_Dataset records_.
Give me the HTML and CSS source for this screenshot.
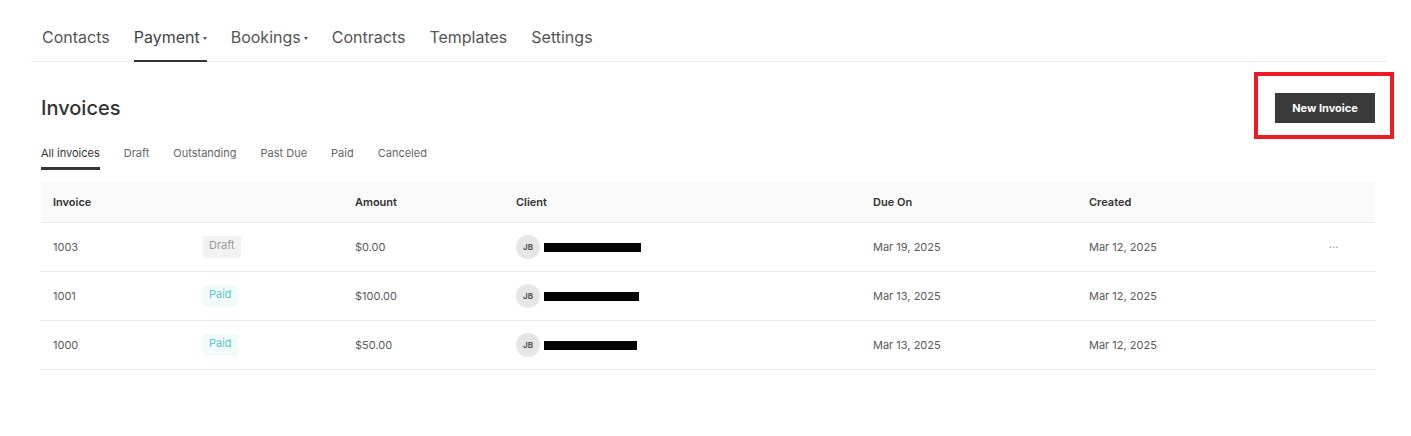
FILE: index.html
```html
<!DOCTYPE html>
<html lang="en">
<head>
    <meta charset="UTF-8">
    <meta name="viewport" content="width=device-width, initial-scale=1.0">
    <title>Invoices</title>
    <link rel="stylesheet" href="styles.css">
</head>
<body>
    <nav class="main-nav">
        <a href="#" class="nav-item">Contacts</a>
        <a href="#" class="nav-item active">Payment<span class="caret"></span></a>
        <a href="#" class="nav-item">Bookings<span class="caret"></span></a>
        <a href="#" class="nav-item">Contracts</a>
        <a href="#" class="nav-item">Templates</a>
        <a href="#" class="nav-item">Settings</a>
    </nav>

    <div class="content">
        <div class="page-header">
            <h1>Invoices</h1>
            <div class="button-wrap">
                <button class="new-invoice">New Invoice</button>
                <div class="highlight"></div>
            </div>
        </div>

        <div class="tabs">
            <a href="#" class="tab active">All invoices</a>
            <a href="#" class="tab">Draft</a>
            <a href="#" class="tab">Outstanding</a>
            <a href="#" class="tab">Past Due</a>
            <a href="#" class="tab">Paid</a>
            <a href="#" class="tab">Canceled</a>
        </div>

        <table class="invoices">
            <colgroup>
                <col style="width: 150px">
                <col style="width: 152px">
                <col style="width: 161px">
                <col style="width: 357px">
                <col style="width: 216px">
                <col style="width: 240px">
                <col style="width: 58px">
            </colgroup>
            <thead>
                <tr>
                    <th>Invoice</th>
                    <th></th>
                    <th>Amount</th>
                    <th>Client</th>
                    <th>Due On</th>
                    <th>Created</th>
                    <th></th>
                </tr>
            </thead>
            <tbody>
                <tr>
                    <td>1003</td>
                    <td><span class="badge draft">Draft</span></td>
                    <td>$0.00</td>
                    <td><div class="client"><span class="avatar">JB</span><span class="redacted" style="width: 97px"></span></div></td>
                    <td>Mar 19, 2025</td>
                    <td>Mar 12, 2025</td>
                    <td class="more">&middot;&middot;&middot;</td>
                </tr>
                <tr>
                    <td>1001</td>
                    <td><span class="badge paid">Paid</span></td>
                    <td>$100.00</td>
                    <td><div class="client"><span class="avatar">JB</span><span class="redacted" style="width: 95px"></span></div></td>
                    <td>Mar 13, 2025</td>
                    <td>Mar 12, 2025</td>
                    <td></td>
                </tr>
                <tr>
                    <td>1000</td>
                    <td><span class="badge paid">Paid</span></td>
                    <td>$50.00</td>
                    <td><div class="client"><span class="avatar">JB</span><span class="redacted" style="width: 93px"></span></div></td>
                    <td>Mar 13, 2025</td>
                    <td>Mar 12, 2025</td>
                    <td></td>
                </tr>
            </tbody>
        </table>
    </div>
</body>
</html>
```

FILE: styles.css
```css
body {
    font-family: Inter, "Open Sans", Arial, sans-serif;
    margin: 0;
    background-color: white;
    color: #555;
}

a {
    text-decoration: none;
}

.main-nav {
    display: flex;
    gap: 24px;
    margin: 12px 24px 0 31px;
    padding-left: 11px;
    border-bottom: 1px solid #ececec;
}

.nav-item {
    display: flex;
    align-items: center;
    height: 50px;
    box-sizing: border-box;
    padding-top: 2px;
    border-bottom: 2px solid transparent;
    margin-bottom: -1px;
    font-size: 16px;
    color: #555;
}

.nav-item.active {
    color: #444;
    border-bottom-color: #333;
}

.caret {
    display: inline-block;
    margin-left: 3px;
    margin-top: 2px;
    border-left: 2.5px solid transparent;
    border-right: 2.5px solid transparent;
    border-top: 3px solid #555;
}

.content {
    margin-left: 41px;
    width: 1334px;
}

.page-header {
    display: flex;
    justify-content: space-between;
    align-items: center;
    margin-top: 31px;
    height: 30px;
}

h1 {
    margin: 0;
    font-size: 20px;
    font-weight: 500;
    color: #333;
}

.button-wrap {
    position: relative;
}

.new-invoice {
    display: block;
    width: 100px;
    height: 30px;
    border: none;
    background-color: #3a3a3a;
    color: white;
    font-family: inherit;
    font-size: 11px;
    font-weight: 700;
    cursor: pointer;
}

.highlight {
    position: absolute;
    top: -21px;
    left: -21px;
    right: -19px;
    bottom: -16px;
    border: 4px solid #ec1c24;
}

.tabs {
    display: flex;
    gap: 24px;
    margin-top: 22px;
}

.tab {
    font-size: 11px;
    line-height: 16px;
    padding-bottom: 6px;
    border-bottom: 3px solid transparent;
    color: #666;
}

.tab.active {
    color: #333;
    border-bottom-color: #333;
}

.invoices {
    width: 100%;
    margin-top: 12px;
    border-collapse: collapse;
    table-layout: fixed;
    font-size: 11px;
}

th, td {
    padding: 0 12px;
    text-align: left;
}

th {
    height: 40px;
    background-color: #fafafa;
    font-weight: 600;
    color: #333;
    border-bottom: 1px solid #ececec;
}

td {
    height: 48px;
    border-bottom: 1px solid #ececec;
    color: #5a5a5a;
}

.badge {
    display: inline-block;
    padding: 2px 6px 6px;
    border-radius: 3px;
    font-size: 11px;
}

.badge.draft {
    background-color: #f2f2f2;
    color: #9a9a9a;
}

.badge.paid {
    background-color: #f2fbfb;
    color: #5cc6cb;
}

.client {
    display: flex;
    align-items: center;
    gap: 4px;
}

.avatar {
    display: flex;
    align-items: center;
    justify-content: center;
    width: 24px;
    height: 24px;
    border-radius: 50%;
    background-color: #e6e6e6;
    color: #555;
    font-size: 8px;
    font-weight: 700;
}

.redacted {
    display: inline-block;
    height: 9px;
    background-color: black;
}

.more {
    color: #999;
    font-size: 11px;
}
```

--

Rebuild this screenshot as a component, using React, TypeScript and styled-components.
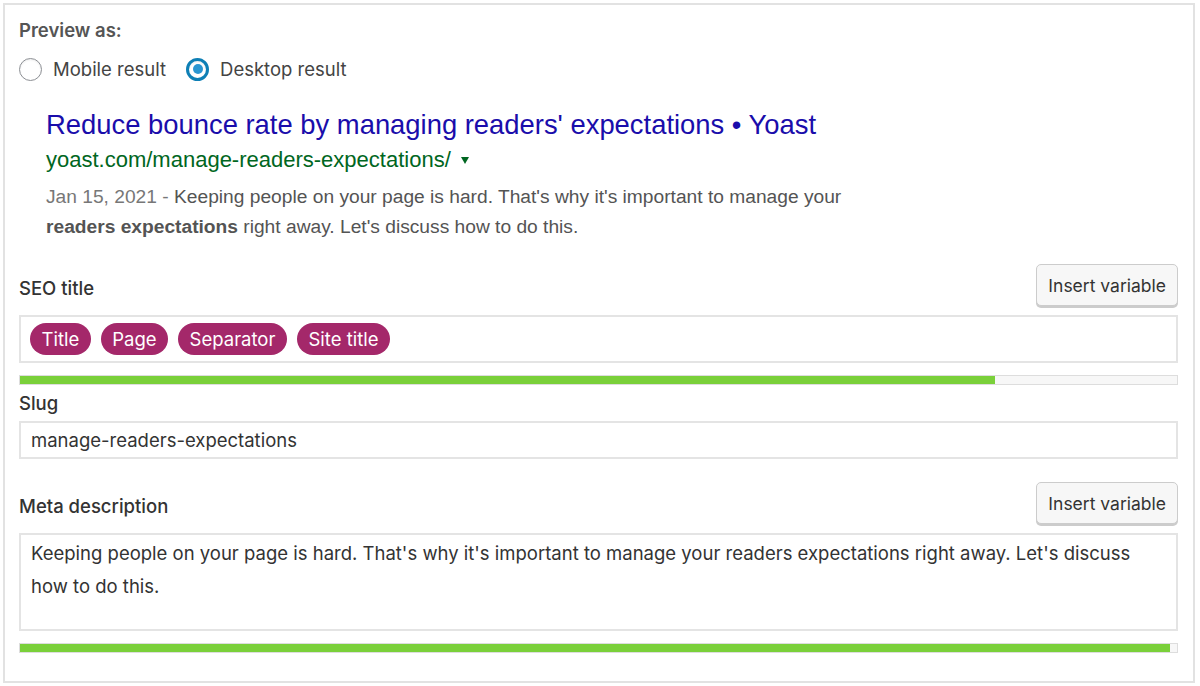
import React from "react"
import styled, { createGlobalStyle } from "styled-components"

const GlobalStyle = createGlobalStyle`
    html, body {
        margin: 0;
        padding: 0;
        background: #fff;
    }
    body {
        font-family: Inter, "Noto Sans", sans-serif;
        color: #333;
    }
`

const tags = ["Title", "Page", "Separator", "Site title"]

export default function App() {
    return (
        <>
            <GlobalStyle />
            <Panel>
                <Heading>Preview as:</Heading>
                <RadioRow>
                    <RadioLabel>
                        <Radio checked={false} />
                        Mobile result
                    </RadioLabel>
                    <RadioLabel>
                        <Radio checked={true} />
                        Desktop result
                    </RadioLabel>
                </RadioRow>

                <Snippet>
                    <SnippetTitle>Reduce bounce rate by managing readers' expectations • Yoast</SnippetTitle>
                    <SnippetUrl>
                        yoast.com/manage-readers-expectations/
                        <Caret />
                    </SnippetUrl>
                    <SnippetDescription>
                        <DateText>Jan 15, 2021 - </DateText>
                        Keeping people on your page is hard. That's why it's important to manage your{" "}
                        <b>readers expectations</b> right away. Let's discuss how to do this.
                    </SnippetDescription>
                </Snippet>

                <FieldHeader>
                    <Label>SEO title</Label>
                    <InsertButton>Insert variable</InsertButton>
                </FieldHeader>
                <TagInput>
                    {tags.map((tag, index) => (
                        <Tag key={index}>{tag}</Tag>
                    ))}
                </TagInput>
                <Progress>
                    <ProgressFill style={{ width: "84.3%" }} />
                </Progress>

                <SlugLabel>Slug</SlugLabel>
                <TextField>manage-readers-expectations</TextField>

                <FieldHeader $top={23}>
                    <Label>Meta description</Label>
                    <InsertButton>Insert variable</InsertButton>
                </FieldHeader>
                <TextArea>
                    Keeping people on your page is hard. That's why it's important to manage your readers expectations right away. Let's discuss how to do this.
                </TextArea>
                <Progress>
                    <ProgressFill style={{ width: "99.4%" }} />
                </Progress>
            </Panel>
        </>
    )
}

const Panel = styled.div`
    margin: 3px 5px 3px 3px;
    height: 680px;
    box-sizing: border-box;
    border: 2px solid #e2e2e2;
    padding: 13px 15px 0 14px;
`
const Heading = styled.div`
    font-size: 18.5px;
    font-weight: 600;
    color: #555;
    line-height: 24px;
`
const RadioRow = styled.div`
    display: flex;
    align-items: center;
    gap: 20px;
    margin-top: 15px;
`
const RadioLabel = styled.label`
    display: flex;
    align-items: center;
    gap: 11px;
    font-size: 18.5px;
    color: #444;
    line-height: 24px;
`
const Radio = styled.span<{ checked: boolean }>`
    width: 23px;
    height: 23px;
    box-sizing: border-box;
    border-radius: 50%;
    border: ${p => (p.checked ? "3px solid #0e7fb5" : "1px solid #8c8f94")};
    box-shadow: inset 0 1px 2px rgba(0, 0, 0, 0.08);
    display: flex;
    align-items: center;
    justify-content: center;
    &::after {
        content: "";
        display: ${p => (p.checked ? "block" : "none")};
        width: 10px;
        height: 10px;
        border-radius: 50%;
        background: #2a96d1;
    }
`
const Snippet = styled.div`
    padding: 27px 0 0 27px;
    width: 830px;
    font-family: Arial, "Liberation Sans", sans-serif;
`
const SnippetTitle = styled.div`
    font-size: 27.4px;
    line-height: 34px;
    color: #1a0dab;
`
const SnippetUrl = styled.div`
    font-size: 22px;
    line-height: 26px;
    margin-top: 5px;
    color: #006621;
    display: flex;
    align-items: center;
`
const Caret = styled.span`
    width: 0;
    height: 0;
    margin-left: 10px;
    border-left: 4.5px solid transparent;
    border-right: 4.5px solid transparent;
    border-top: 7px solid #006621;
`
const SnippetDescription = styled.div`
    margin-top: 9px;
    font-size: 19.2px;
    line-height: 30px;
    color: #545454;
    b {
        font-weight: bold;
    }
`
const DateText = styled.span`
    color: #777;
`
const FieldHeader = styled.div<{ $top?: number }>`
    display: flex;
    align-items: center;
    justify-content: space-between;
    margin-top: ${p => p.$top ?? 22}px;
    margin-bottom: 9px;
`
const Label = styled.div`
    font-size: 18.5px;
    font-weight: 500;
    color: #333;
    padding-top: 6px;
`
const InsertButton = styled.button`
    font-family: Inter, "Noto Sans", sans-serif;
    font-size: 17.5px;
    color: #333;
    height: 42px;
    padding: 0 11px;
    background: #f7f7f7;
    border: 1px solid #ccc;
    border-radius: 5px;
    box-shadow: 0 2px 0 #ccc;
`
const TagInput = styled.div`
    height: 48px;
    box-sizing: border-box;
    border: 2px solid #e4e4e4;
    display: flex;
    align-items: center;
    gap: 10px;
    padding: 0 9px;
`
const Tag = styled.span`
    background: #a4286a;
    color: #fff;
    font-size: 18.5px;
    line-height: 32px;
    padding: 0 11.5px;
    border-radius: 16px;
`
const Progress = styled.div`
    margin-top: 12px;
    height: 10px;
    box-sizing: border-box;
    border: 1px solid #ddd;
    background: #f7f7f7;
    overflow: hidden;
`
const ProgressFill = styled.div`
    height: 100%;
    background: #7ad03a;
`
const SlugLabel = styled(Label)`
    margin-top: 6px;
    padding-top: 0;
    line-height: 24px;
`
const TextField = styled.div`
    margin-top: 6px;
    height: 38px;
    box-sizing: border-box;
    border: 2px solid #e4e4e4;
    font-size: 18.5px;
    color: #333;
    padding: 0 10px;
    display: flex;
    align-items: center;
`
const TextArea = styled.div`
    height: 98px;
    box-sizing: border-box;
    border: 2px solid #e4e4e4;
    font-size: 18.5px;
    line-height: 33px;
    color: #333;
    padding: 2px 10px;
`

---

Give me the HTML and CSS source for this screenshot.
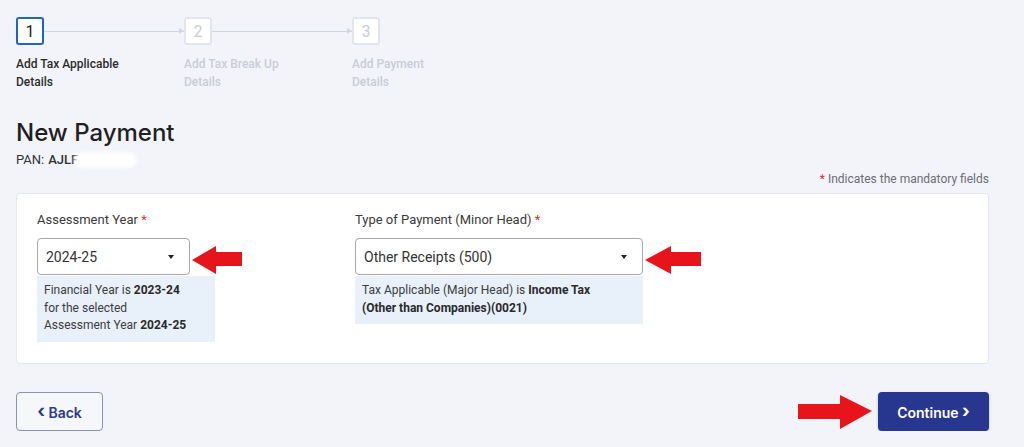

_What the task asks_.
Work out the count of lines containing the word "React", then write only that count.

_Result_.
2